I have file sharing on. I am using a Windows XP and I cannot get as far as trying to send/receive files because any app I use will not connect with my home network router. 
I've tried LAN as well as FTP.
When any of the programs try the various IP addresses I am promoted to type in or an IP that matches the network IP I get a ,"failed to connect" error or something comparable.
Thanks
Howard

Sent from my SCH-I500 using RootzWiki


----------



## hhp_211 (Nov 23, 2011)

In ES File explorer... After you've done the setup,,, it shows you , (like in the 2nd pic) , the full ftp address.. 
You should open your pc browser window, or file (like my documents), or start/run and then put that ftp address in to access your android phone files


----------



## showcasemodr (Dec 31, 2011)

You should be able to just go to the "Lan Shares" tab in ES Files Explorer, add a new server. and add the shared computer's name as the server and leave everything else blank. just check anonymous instead of filling out a username and password.

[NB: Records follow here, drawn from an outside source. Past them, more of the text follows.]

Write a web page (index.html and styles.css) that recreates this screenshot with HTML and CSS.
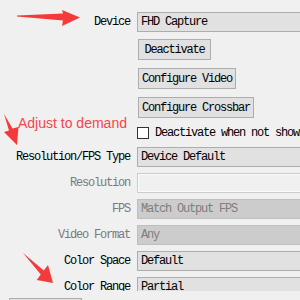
FILE: index.html
```html
<!DOCTYPE html>
<html lang="en">
<head>
    <meta charset="UTF-8">
    <title>Video Capture Device</title>
    <link rel="stylesheet" href="styles.css">
</head>
<body>
<div class="page">
    <div class="form">
        <div class="row">
            <span class="label">Device</span>
            <div class="combo">FHD Capture</div>
        </div>
        <div class="row row-btn first-btn">
            <span></span>
            <div><button class="btn">Deactivate</button></div>
        </div>
        <div class="row row-btn next-btn">
            <span></span>
            <div><button class="btn">Configure Video</button></div>
        </div>
        <div class="row row-btn next-btn">
            <span></span>
            <div><button class="btn">Configure Crossbar</button></div>
        </div>
        <div class="row row-check">
            <span></span>
            <label class="check"><span class="box"></span>Deactivate when not showing</label>
        </div>
        <div class="row after-check">
            <span class="label">Resolution/FPS Type</span>
            <div class="combo">Device Default</div>
        </div>
        <div class="row">
            <span class="label disabled">Resolution</span>
            <div class="edit"></div>
        </div>
        <div class="row">
            <span class="label disabled">FPS</span>
            <div class="combo off">Match Output FPS</div>
        </div>
        <div class="row">
            <span class="label disabled">Video Format</span>
            <div class="combo off">Any</div>
        </div>
        <div class="row">
            <span class="label">Color Space</span>
            <div class="combo">Default</div>
        </div>
        <div class="row">
            <span class="label">Color Range</span>
            <div class="combo">Partial</div>
        </div>
    </div>
    <div class="footer">
        <button class="btn wide"></button>
    </div>

    <!-- annotations drawn over the form -->
    <svg class="notes" width="300" height="300" viewBox="0 0 300 300">
        <polygon points="17,15.5 63,13.5 62,10 80,17.5 62,26 63,20.5 17,16.5" fill="#f43a3a"/>
        <polygon points="4,114 12.5,128.5 18.5,127 17,145 4,132 9,130.5" fill="#f43a3a"/>
        <polygon points="23,253 43.8,270.5 48,265 53,283 36.7,280 40.8,274.5" fill="#f43a3a"/>
    </svg>
    <div class="note-text">Adjust to demand</div>
</div>
</body>
</html>
```

FILE: styles.css
```css
* {
    margin: 0;
    padding: 0;
    box-sizing: border-box;
}

body {
    background: #f0f0f0;
    width: 300px;
    height: 300px;
    overflow: hidden;
    font-family: "Liberation Mono", monospace;
    font-size: 12px;
    letter-spacing: -1.2px;
    color: #000;
}

.page {
    position: relative;
    width: 300px;
    height: 300px;
}

.form {
    display: flex;
    flex-direction: column;
    gap: 6px;
    padding-top: 12px;
    width: 460px;
    height: 291px;
    overflow: hidden;
}

.row {
    display: grid;
    grid-template-columns: 130px 1fr;
    column-gap: 7px;
    align-items: center;
    height: 20px;
    flex-shrink: 0;
}

.row-btn {
    height: 21px;
}

.first-btn {
    margin-top: 1px;
}

.next-btn {
    margin-top: 2px;
}

.row-check {
    height: 18px;
}

.after-check {
    margin-top: -1px;
}

.label {
    text-align: right;
    white-space: nowrap;
}

.label.disabled {
    color: #7a7a7a;
}

.combo {
    height: 20px;
    line-height: 18px;
    padding-left: 3px;
    border: 1px solid #adadad;
    background: #e1e1e1;
    white-space: nowrap;
}

.combo.off {
    border-color: #bfbfbf;
    background: #cccccc;
    color: #7e7e7e;
}

.edit {
    height: 20px;
    border: 1px solid #cccccc;
    background: #f0f0f0;
    box-shadow: inset 0 0 0 1px #fbfbfb;
}

.btn {
    display: block;
    margin-left: 1px;
    min-width: 73px;
    height: 21px;
    padding: 0 3px;
    border: 1px solid #adadad;
    background: #e1e1e1;
    font: inherit;
    letter-spacing: inherit;
    color: #000;
}

.check {
    display: flex;
    align-items: center;
    gap: 6px;
    white-space: nowrap;
}

.box {
    width: 12px;
    height: 12px;
    border: 1px solid #333;
    background: #fff;
    flex-shrink: 0;
}

.footer {
    padding: 7px 0 0 9px;
}

.btn.wide {
    margin-left: 0;
    width: 73px;
}

.notes {
    position: absolute;
    left: 0;
    top: 0;
}

.note-text {
    position: absolute;
    left: 18px;
    top: 115px;
    font-family: "Liberation Sans", Arial, sans-serif;
    font-size: 14px;
    letter-spacing: 0;
    color: #f5454a;
}
```
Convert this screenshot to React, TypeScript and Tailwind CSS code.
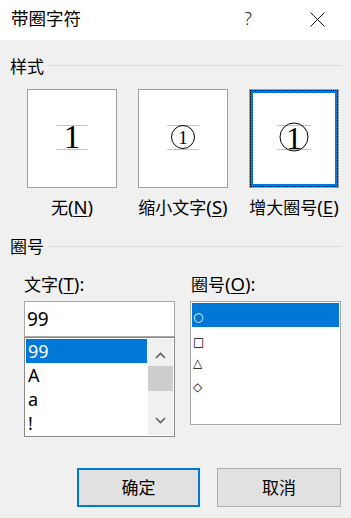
import React from "react";

function Chevron({ up }: { up?: boolean }) {
  return (
    <svg width="11" height="7" viewBox="0 0 11 7" className="block">
      {up ? (
        <polyline points="1,6 5.5,1.5 10,6" fill="none" stroke="#606060" strokeWidth="1.6" />
      ) : (
        <polyline points="1,1 5.5,5.5 10,1" fill="none" stroke="#606060" strokeWidth="1.6" />
      )}
    </svg>
  );
}

function StyleBox({
  label,
  keyChar,
  selected,
  children,
}: {
  label: string;
  keyChar: string;
  selected?: boolean;
  children: React.ReactNode;
}) {
  const inner = (
    <div className="flex-1 bg-white flex items-center justify-center pb-[3px]">
      {children}
    </div>
  );
  return (
    <div className="w-[90px] flex flex-col items-center">
      <div className="w-[90px] h-[99px] border border-[#a0a0a0] bg-white flex">
        {selected ? (
          <div className="flex-1 flex bg-[#0078d7] border border-dotted border-black p-[2px]">
            {inner}
          </div>
        ) : (
          inner
        )}
      </div>
      <div className="mt-[7px] leading-[24px] whitespace-nowrap">
        {label}
        <span className="text-[18.5px]">
          (<span className="underline underline-offset-2">{keyChar}</span>)
        </span>
      </div>
    </div>
  );
}

export default function App() {
  return (
    <div className="w-[351px] h-[518px] bg-[#f0f0f0] flex flex-col text-black text-[17px] overflow-hidden font-['Noto_Sans','Noto_Sans_CJK_SC',sans-serif]">
      {/* title bar */}
      <div className="h-[40px] shrink-0 bg-white flex items-center pl-[11px] pr-[26px] pb-[4px]">
        <span className="leading-[24px] text-[17.5px]">带圈字符</span>
        <span className="ml-auto w-[10px] text-center leading-[24px] font-light text-[#222] text-[18px]">?</span>
        <svg width="15" height="15" viewBox="0 0 15 15" className="ml-[57px] mt-[2px] block">
          <path d="M0.5 0.5 L14.5 14.5 M14.5 0.5 L0.5 14.5" stroke="#111" strokeWidth="1" fill="none" />
        </svg>
      </div>

      {/* 样式 */}
      <div className="mt-[15px] h-[24px] flex items-start pl-[10px] pr-[9px]">
        <span className="leading-[24px]">样式</span>
        <div className="flex-1 h-px bg-[#dadada] mt-[10px] ml-[4px]" />
      </div>

      <div className="mt-[10px] flex gap-[21px] pl-[27px]">
        <StyleBox label="无" keyChar="N">
          <div className="relative w-[32px] h-[25px] border-y border-[#c4c4c4]">
            <span className="absolute left-1/2 -translate-x-1/2 bottom-[-5px] leading-none text-[33px] font-['Liberation_Serif',serif]">
              1
            </span>
          </div>
        </StyleBox>
        <StyleBox label="缩小文字" keyChar="S">
          <div className="relative w-[32px] h-[25px] border-y border-[#c4c4c4]">
            <div className="absolute left-1/2 top-1/2 -translate-x-1/2 -translate-y-1/2 w-[24px] h-[24px] rounded-full border border-black flex items-center justify-center">
              <span className="leading-none text-[19px] font-['Liberation_Serif',serif]">1</span>
            </div>
          </div>
        </StyleBox>
        <StyleBox label="增大圈号" keyChar="E" selected>
          <div className="relative w-[34px] h-[25px] border-y border-[#c4c4c4]">
            <div className="absolute left-1/2 top-1/2 -translate-x-1/2 -translate-y-1/2 w-[29px] h-[29px] rounded-full border border-black flex items-center justify-center">
              <span className="leading-none text-[32px] font-['Liberation_Serif',serif]">1</span>
            </div>
          </div>
        </StyleBox>
      </div>

      {/* 圈号 */}
      <div className="mt-[15px] h-[24px] flex items-start pl-[10px] pr-[9px]">
        <span className="leading-[24px]">圈号</span>
        <div className="flex-1 h-px bg-[#dadada] mt-[11px] ml-[4px]" />
      </div>

      <div className="mt-[13px] flex gap-[15px] pl-[24px] pr-[10px]">
        {/* left column */}
        <div className="w-[151px] flex flex-col">
          <div className="leading-[24px]">
            文字
            <span className="text-[18.5px]">
              (<span className="underline underline-offset-2">T</span>):
            </span>
          </div>
          <div className="mt-[4px] h-[36px] border border-[#a9a9a9] bg-white flex items-center pl-[2px] text-[19px]">
            <span className="leading-[24px]">99</span>
          </div>
          <div className="h-[100px] border border-[#8a8a8a] bg-white flex text-[18px]">
            <div className="flex-1 p-[1px] flex flex-col">
              <div className="h-[24px] leading-[24px] pl-[2px] bg-[#0078d7] text-white">99</div>
              <div className="h-[24px] leading-[24px] pl-[2px]">A</div>
              <div className="h-[24px] leading-[24px] pl-[2px]">a</div>
              <div className="h-[24px] leading-[24px] pl-[2px]">!</div>
            </div>
            <div className="w-[25px] my-[1px] mr-[1px] bg-[#f0f0f0] flex flex-col">
              <div className="h-[27px] flex items-center justify-center pt-[5px]">
                <Chevron up />
              </div>
              <div className="h-[25px] bg-[#cdcdcd]" />
              <div className="flex-1" />
              <div className="h-[26px] flex items-center justify-center pb-[3px]">
                <Chevron />
              </div>
            </div>
          </div>
        </div>

        {/* right column */}
        <div className="w-[151px] flex flex-col">
          <div className="leading-[24px] pl-[1px]">
            圈号
            <span className="text-[18.5px]">
              (<span className="underline underline-offset-2">O</span>):
            </span>
          </div>
          <div className="mt-[4px] h-[124px] border border-[#a9a9a9] bg-white p-[1px] flex flex-col font-['DejaVu_Sans',sans-serif] text-[12px]">
            <div className="h-[24px] flex items-center pl-[1px] pt-[4px] bg-[#0078d7] text-white">○</div>
            <div className="h-[24px] flex items-center pl-[1px] pt-[5px]">□</div>
            <div className="h-[24px] flex items-center pl-[1px]">△</div>
            <div className="h-[24px] flex items-center pl-[1px]">◇</div>
          </div>
        </div>
      </div>

      {/* buttons */}
      <div className="mt-[31px] flex justify-end gap-[17px] pr-[10px]">
        <div className="w-[123px] h-[39px] border-2 border-[#0078d7] bg-[#e1e1e1] flex items-center justify-center">
          <span className="leading-[24px]">确定</span>
        </div>
        <div className="w-[124px] h-[39px] border border-[#adadad] bg-[#e1e1e1] flex items-center justify-center">
          <span className="leading-[24px]">取消</span>
        </div>
      </div>
    </div>
  );
}
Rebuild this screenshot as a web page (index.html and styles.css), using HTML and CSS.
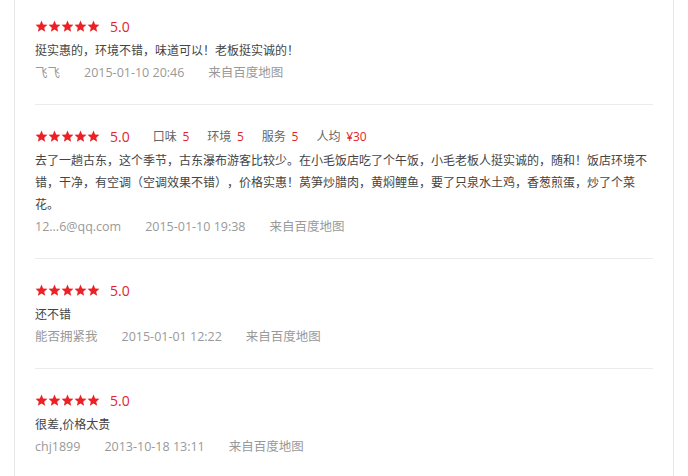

You may need to play around with your computers shared network connections (i.e. if you allow anonymous file sharing or if you have to use usernames and passowrds).

I have windows 7 and can't remember about xp but it shoudl work.


----------



## challenger (Nov 7, 2012)

So I'll set my laptop up as a server? Is the IP address of the router of any importance?
An earlier post mentions an IP address for a shared folder? I couldn't find an IP address for any shared folders on my laptop even though I have it setup to share files/folders.
Thanks
Howard

Sent from my SCH-I500 using RootzWiki


----------



## showcasemodr (Dec 31, 2011)

challenger said:


> So I'll set my laptop up as a server? Is the IP address of the router of any importance?
> An earlier post mentions an IP address for a shared folder? I couldn't find an IP address for any shared folders on my laptop even though I have it setup to share files/folders.
> Thanks
> Howard
> ...


Yes your laptop would be the shared server. So whatever network shared name you have given it (or use it's lan ip address). Your laptops lan ip address is determined on how your router is setup. Most typical routers assign ip addresses to computers similar to 192.186.1.1xx

Just open up a command prompt and type "ip config" and it should show you what your laptops ip address is. (should be under the IPv4 address i think.


----------



## challenger (Nov 7, 2012)

Well I suppose something is goofy with my laptop. If I type ipconfig at the command prompt I get, "ipconfig is not recognized as an internal or external command, batch file or operational command"???
Can't figure this one out.
Thanks
Howard


----------



## bennerv (Feb 9, 2013)

If you are only using your laptop to download files to your phone and that's it, I would recommend using teamviewer. Team viewer is a free remote access software program from HP I believe. You can connect to another computer and download files from it, or send files to it. The best part is that there is a mobile app for it you can find on the google play store. Here is the link for the pc/mac version: http://www.teamviewer.com/en/index.aspx


----------



## challenger (Nov 7, 2012)

I may try this. It turns out my ipconfig.exe isn't in my default directory. If I go to the command prompt the default is not C:/Windows/system32 as it should be and thus may be an issue or so I am told??
If I type ipconfig in the run command the laptop flashes the DOS "box" for a split second & then it disappears.
Thanks
Howard

Sent from my SCH-I500 using RootzWiki


----------



## shiznu (Jun 14, 2012)

challenger said:


> I may try this. It turns out my ipconfig.exe isn't in my default directory. If I go to the command prompt the default is not C:/Windows/system32 as it should be and thus may be an issue or so I am told??
> If I type ipconfig in the run command the laptop flashes the DOS "box" for a split second & then it disappears.
> Thanks
> Howard
> ...


Airdroid in the play store works well and is easy to setup. You can even scan a qr code in your browser from your phone to connect.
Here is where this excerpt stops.